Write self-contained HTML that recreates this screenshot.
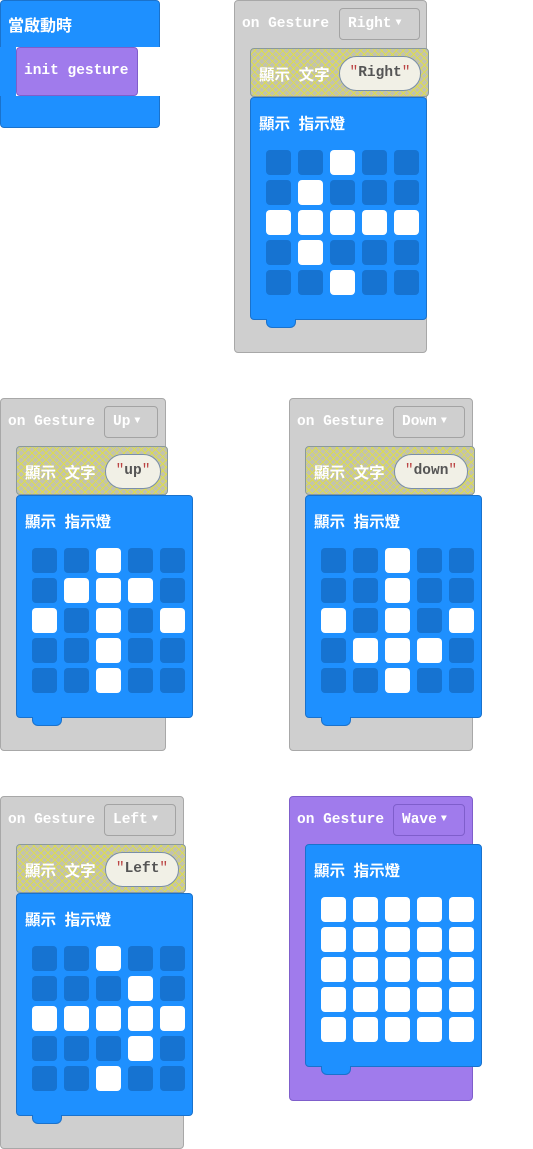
<!DOCTYPE html>
<html><head><meta charset="utf-8"><style>
*{box-sizing:border-box;margin:0;padding:0}
body{width:533px;height:1149px;background:#fff;position:relative;overflow:hidden;font-family:"Liberation Sans","Noto Sans CJK TC",sans-serif}
.a{position:absolute}
.g{position:absolute;background:#cfcfcf;border:1px solid #a8a8a8;border-radius:4px}
.p{background:#a07bec;border-color:#7f5ecb}
.hd{position:absolute;left:7px;top:15px;color:#fff;font:bold 14.5px "Liberation Mono",monospace;white-space:nowrap}
.dd{position:absolute;top:7px;height:32px;border:1px solid #a3a3a3;border-radius:4px;color:#fff;font:bold 14.5px "Liberation Mono",monospace;padding:7px 0 0 8px;white-space:nowrap}
.dd s{text-decoration:none;font-size:10px;vertical-align:2px;margin-left:4px}
.p .dd{border-color:#7f5ecb}
.sh{position:absolute;height:49px;border:1px solid #8a9a9a;border-radius:4px;background-color:#c2c2b0;background-image:repeating-linear-gradient(45deg,transparent 0 4px,#dcdc50 4px 5px),repeating-linear-gradient(-45deg,transparent 0 4px,#dcdc50 4px 5px)}
.t{position:absolute;left:8px;top:14px;color:#fff;font-weight:bold;font-size:15.5px;white-space:pre;font-family:"Liberation Sans","Noto Sans CJK TC",sans-serif}
.pl{position:absolute;left:88px;top:7px;height:35px;border-radius:18px;background:#f1f0e6;border:1px solid #7a8fa8;font:bold 14.5px "Liberation Mono",monospace;color:#555;text-align:center;padding-top:8px;white-space:nowrap}
.pl b{color:#b44;font-weight:normal}
.led{position:absolute;width:177px;height:223px;background:#1e90ff;border:1px solid #1a72cc;border-radius:4px}
.tab{position:absolute;left:15px;bottom:-9px;width:30px;height:9px;background:#1e90ff;border:1px solid #1a72cc;border-top:none;border-radius:0 0 6px 6px}
.gr{position:absolute;left:15px;top:52px;display:grid;grid-template-columns:repeat(5,25px);grid-auto-rows:25px;column-gap:7px;row-gap:5px}
.gr i{display:block;background:#1673d1;border-radius:4px}
.gr i.w{background:#fff}
</style></head><body>

<div class="a" style="left:0;top:0;width:160px;height:128px;background:#1e90ff;border:1px solid #1a72cc;border-radius:4px"></div>
<div class="a" style="left:16px;top:47px;width:145px;height:49px;background:#fff"></div>
<div class="a" style="left:0;top:47px;width:16px;height:49px;background:#1e90ff"></div>
<div class="t a" style="left:8px;top:12px;font-size:16px">當啟動時</div>
<div class="a" style="left:16px;top:47px;width:122px;height:49px;background:#a07bec;border:1px solid #7f5ecb;border-radius:4px"></div>
<div class="a" style="left:24px;top:63px;color:#fff;font:bold 14.5px 'Liberation Mono',monospace">init gesture</div>

<div class="g" style="left:234px;top:0;width:193px;height:353px">
 <div class="hd">on Gesture</div>
 <div class="dd" style="left:104px;width:81px">Right<s>▼</s></div>
 <div class="sh" style="left:15px;top:47px;width:179px"><div class="t">顯示  文字</div><div class="pl" style="width:82px"><b>"</b>Right<b>"</b></div></div>
 <div class="led" style="left:15px;top:96px"><div class="t">顯示  指示燈</div><div class="tab"></div>
  <div class="gr"><i></i><i></i><i class="w"></i><i></i><i></i><i></i><i class="w"></i><i></i><i></i><i></i><i class="w"></i><i class="w"></i><i class="w"></i><i class="w"></i><i class="w"></i><i></i><i class="w"></i><i></i><i></i><i></i><i></i><i></i><i class="w"></i><i></i><i></i></div></div>
</div>

<div class="g" style="left:0;top:398px;width:166px;height:353px">
 <div class="hd">on Gesture</div>
 <div class="dd" style="left:103px;width:54px">Up<s>▼</s></div>
 <div class="sh" style="left:15px;top:47px;width:152px"><div class="t">顯示  文字</div><div class="pl" style="width:56px"><b>"</b>up<b>"</b></div></div>
 <div class="led" style="left:15px;top:96px"><div class="t">顯示  指示燈</div><div class="tab"></div>
  <div class="gr"><i></i><i></i><i class="w"></i><i></i><i></i><i></i><i class="w"></i><i class="w"></i><i class="w"></i><i></i><i class="w"></i><i></i><i class="w"></i><i></i><i class="w"></i><i></i><i></i><i class="w"></i><i></i><i></i><i></i><i></i><i class="w"></i><i></i><i></i></div></div>
</div>

<div class="g" style="left:289px;top:398px;width:184px;height:353px">
 <div class="hd">on Gesture</div>
 <div class="dd" style="left:103px;width:72px">Down<s>▼</s></div>
 <div class="sh" style="left:15px;top:47px;width:170px"><div class="t">顯示  文字</div><div class="pl" style="width:74px"><b>"</b>down<b>"</b></div></div>
 <div class="led" style="left:15px;top:96px"><div class="t">顯示  指示燈</div><div class="tab"></div>
  <div class="gr"><i></i><i></i><i class="w"></i><i></i><i></i><i></i><i></i><i class="w"></i><i></i><i></i><i class="w"></i><i></i><i class="w"></i><i></i><i class="w"></i><i></i><i class="w"></i><i class="w"></i><i class="w"></i><i></i><i></i><i></i><i class="w"></i><i></i><i></i></div></div>
</div>

<div class="g" style="left:0;top:796px;width:184px;height:353px">
 <div class="hd">on Gesture</div>
 <div class="dd" style="left:103px;width:72px">Left<s>▼</s></div>
 <div class="sh" style="left:15px;top:47px;width:170px"><div class="t">顯示  文字</div><div class="pl" style="width:74px"><b>"</b>Left<b>"</b></div></div>
 <div class="led" style="left:15px;top:96px"><div class="t">顯示  指示燈</div><div class="tab"></div>
  <div class="gr"><i></i><i></i><i class="w"></i><i></i><i></i><i></i><i></i><i></i><i class="w"></i><i></i><i class="w"></i><i class="w"></i><i class="w"></i><i class="w"></i><i class="w"></i><i></i><i></i><i></i><i class="w"></i><i></i><i></i><i></i><i class="w"></i><i></i><i></i></div></div>
</div>

<div class="g p" style="left:289px;top:796px;width:184px;height:305px">
 <div class="hd">on Gesture</div>
 <div class="dd" style="left:103px;width:72px">Wave<s>▼</s></div>
 <div class="led" style="left:15px;top:47px"><div class="t">顯示  指示燈</div><div class="tab"></div>
  <div class="gr"><i class="w"></i><i class="w"></i><i class="w"></i><i class="w"></i><i class="w"></i><i class="w"></i><i class="w"></i><i class="w"></i><i class="w"></i><i class="w"></i><i class="w"></i><i class="w"></i><i class="w"></i><i class="w"></i><i class="w"></i><i class="w"></i><i class="w"></i><i class="w"></i><i class="w"></i><i class="w"></i><i class="w"></i><i class="w"></i><i class="w"></i><i class="w"></i><i class="w"></i></div></div>
</div>

</body></html>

+-------+

▸ **SET EXERCISE**
Quote the preceding listing precisely and completely, omitting its images.

▸ **EXPECTED ANSWER**
Write self-contained HTML that recreates this screenshot.
<!DOCTYPE html>
<html><head><meta charset="utf-8"><style>
*{box-sizing:border-box;margin:0;padding:0}
body{width:533px;height:1149px;background:#fff;position:relative;overflow:hidden;font-family:"Liberation Sans","Noto Sans CJK TC",sans-serif}
.a{position:absolute}
.g{position:absolute;background:#cfcfcf;border:1px solid #a8a8a8;border-radius:4px}
.p{background:#a07bec;border-color:#7f5ecb}
.hd{position:absolute;left:7px;top:15px;color:#fff;font:bold 14.5px "Liberation Mono",monospace;white-space:nowrap}
.dd{position:absolute;top:7px;height:32px;border:1px solid #a3a3a3;border-radius:4px;color:#fff;font:bold 14.5px "Liberation Mono",monospace;padding:7px 0 0 8px;white-space:nowrap}
.dd s{text-decoration:none;font-size:10px;vertical-align:2px;margin-left:4px}
.p .dd{border-color:#7f5ecb}
.sh{position:absolute;height:49px;border:1px solid #8a9a9a;border-radius:4px;background-color:#c2c2b0;background-image:repeating-linear-gradient(45deg,transparent 0 4px,#dcdc50 4px 5px),repeating-linear-gradient(-45deg,transparent 0 4px,#dcdc50 4px 5px)}
.t{position:absolute;left:8px;top:14px;color:#fff;font-weight:bold;font-size:15.5px;white-space:pre;font-family:"Liberation Sans","Noto Sans CJK TC",sans-serif}
.pl{position:absolute;left:88px;top:7px;height:35px;border-radius:18px;background:#f1f0e6;border:1px solid #7a8fa8;font:bold 14.5px "Liberation Mono",monospace;color:#555;text-align:center;padding-top:8px;white-space:nowrap}
.pl b{color:#b44;font-weight:normal}
.led{position:absolute;width:177px;height:223px;background:#1e90ff;border:1px solid #1a72cc;border-radius:4px}
.tab{position:absolute;left:15px;bottom:-9px;width:30px;height:9px;background:#1e90ff;border:1px solid #1a72cc;border-top:none;border-radius:0 0 6px 6px}
.gr{position:absolute;left:15px;top:52px;display:grid;grid-template-columns:repeat(5,25px);grid-auto-rows:25px;column-gap:7px;row-gap:5px}
.gr i{display:block;background:#1673d1;border-radius:4px}
.gr i.w{background:#fff}
</style></head><body>

<div class="a" style="left:0;top:0;width:160px;height:128px;background:#1e90ff;border:1px solid #1a72cc;border-radius:4px"></div>
<div class="a" style="left:16px;top:47px;width:145px;height:49px;background:#fff"></div>
<div class="a" style="left:0;top:47px;width:16px;height:49px;background:#1e90ff"></div>
<div class="t a" style="left:8px;top:12px;font-size:16px">當啟動時</div>
<div class="a" style="left:16px;top:47px;width:122px;height:49px;background:#a07bec;border:1px solid #7f5ecb;border-radius:4px"></div>
<div class="a" style="left:24px;top:63px;color:#fff;font:bold 14.5px 'Liberation Mono',monospace">init gesture</div>

<div class="g" style="left:234px;top:0;width:193px;height:353px">
 <div class="hd">on Gesture</div>
 <div class="dd" style="left:104px;width:81px">Right<s>▼</s></div>
 <div class="sh" style="left:15px;top:47px;width:179px"><div class="t">顯示  文字</div><div class="pl" style="width:82px"><b>"</b>Right<b>"</b></div></div>
 <div class="led" style="left:15px;top:96px"><div class="t">顯示  指示燈</div><div class="tab"></div>
  <div class="gr"><i></i><i></i><i class="w"></i><i></i><i></i><i></i><i class="w"></i><i></i><i></i><i></i><i class="w"></i><i class="w"></i><i class="w"></i><i class="w"></i><i class="w"></i><i></i><i class="w"></i><i></i><i></i><i></i><i></i><i></i><i class="w"></i><i></i><i></i></div></div>
</div>

<div class="g" style="left:0;top:398px;width:166px;height:353px">
 <div class="hd">on Gesture</div>
 <div class="dd" style="left:103px;width:54px">Up<s>▼</s></div>
 <div class="sh" style="left:15px;top:47px;width:152px"><div class="t">顯示  文字</div><div class="pl" style="width:56px"><b>"</b>up<b>"</b></div></div>
 <div class="led" style="left:15px;top:96px"><div class="t">顯示  指示燈</div><div class="tab"></div>
  <div class="gr"><i></i><i></i><i class="w"></i><i></i><i></i><i></i><i class="w"></i><i class="w"></i><i class="w"></i><i></i><i class="w"></i><i></i><i class="w"></i><i></i><i class="w"></i><i></i><i></i><i class="w"></i><i></i><i></i><i></i><i></i><i class="w"></i><i></i><i></i></div></div>
</div>

<div class="g" style="left:289px;top:398px;width:184px;height:353px">
 <div class="hd">on Gesture</div>
 <div class="dd" style="left:103px;width:72px">Down<s>▼</s></div>
 <div class="sh" style="left:15px;top:47px;width:170px"><div class="t">顯示  文字</div><div class="pl" style="width:74px"><b>"</b>down<b>"</b></div></div>
 <div class="led" style="left:15px;top:96px"><div class="t">顯示  指示燈</div><div class="tab"></div>
  <div class="gr"><i></i><i></i><i class="w"></i><i></i><i></i><i></i><i></i><i class="w"></i><i></i><i></i><i class="w"></i><i></i><i class="w"></i><i></i><i class="w"></i><i></i><i class="w"></i><i class="w"></i><i class="w"></i><i></i><i></i><i></i><i class="w"></i><i></i><i></i></div></div>
</div>

<div class="g" style="left:0;top:796px;width:184px;height:353px">
 <div class="hd">on Gesture</div>
 <div class="dd" style="left:103px;width:72px">Left<s>▼</s></div>
 <div class="sh" style="left:15px;top:47px;width:170px"><div class="t">顯示  文字</div><div class="pl" style="width:74px"><b>"</b>Left<b>"</b></div></div>
 <div class="led" style="left:15px;top:96px"><div class="t">顯示  指示燈</div><div class="tab"></div>
  <div class="gr"><i></i><i></i><i class="w"></i><i></i><i></i><i></i><i></i><i></i><i class="w"></i><i></i><i class="w"></i><i class="w"></i><i class="w"></i><i class="w"></i><i class="w"></i><i></i><i></i><i></i><i class="w"></i><i></i><i></i><i></i><i class="w"></i><i></i><i></i></div></div>
</div>

<div class="g p" style="left:289px;top:796px;width:184px;height:305px">
 <div class="hd">on Gesture</div>
 <div class="dd" style="left:103px;width:72px">Wave<s>▼</s></div>
 <div class="led" style="left:15px;top:47px"><div class="t">顯示  指示燈</div><div class="tab"></div>
  <div class="gr"><i class="w"></i><i class="w"></i><i class="w"></i><i class="w"></i><i class="w"></i><i class="w"></i><i class="w"></i><i class="w"></i><i class="w"></i><i class="w"></i><i class="w"></i><i class="w"></i><i class="w"></i><i class="w"></i><i class="w"></i><i class="w"></i><i class="w"></i><i class="w"></i><i class="w"></i><i class="w"></i><i class="w"></i><i class="w"></i><i class="w"></i><i class="w"></i><i class="w"></i></div></div>
</div>

</body></html>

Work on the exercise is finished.